Thanks to a church official who is leading the bid to beatify and canonize the late pope, you can acquire a fragment of JP II’s clothing through the Diocese of Rome Web site. A group of nuns (cough – sweatshop! – cough) is cutting up the pope’s cassocks and attaching a dot of clothing to each of thousands of cards, which are being sent free to anyone who writes in with a genuine (-sounding) plea for help with a sick loved one. (The shredded clothes are called “ex indumentis.”)

“The more fragments we supply, the less fraud there will be,” reasoned Don Marco Fibbi, a spokesman for the diocese, who added that contributions are welcome to defray postage costs.

Great news for the fraudsters: now that there are known to be genuine, church-sanctioned quasi-relics on the market, the suckers will be fruitful and multiply. (If you are completely missing my point and want a papal swatch, go to vicariatusurbis.org and click on the picture of the pope.)

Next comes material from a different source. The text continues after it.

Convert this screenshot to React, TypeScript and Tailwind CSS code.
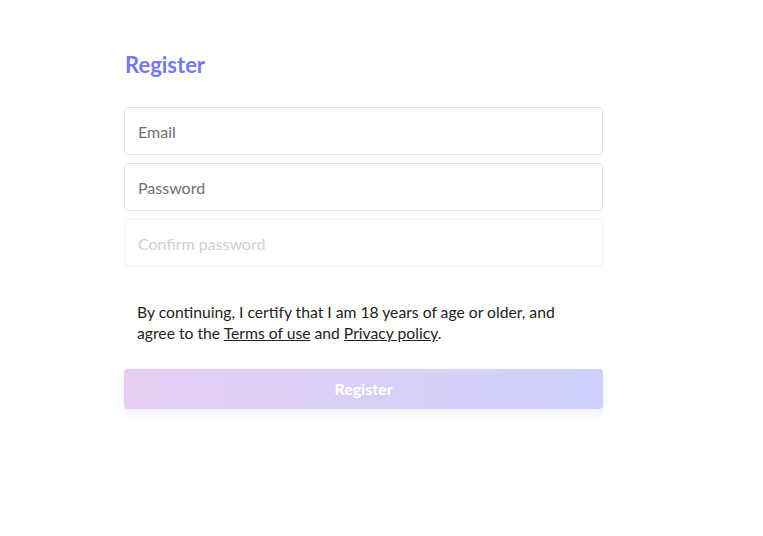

In Paris, a play about JP II includes a dramatic scene of the Berlin Wall busting open in 1989. Into the breach steps the pope, together with Mikhail Gorbachev. Which turns the pope into a warrior like Henry V, or maybe the Thing in “Fantastic Four,” a guy who likes to burst through walls hollering, “It’s clobberin’ time!” In reality, the pope didn’t even show up in Berlin until 1996, when the only fragments of Wall left were being retained on purpose in memory of the fallen.

Popes are supposed to be mortal; if they start returning from the grave to appear at every Arby’s and Costco (“Can I get a pontiff check in Aisle Three?”), then they begin to compete with the Holy Trinity. And why would the pope show up not in church but a bonfire – originally a pagan ritual to ward off evil spirits?

The process of perceiving significance in something vague – an oil slick or a Beatles record played backwards – is called pareidolia. Imagination is a wonderful thing. Call it a gift from the Creator. But seeing the Virgin in a grease stain or buying yourself a Pope on a Rope isn’t going to make you a more loyal servant of Christ. If God exists, He doesn’t run any souvenir shops. When high officials in the church encourage people to pray to rags and promote the bonfire of the inanities, they hasten the decline of Catholicism in the educated West. Do they want it to become solely a third-world religion?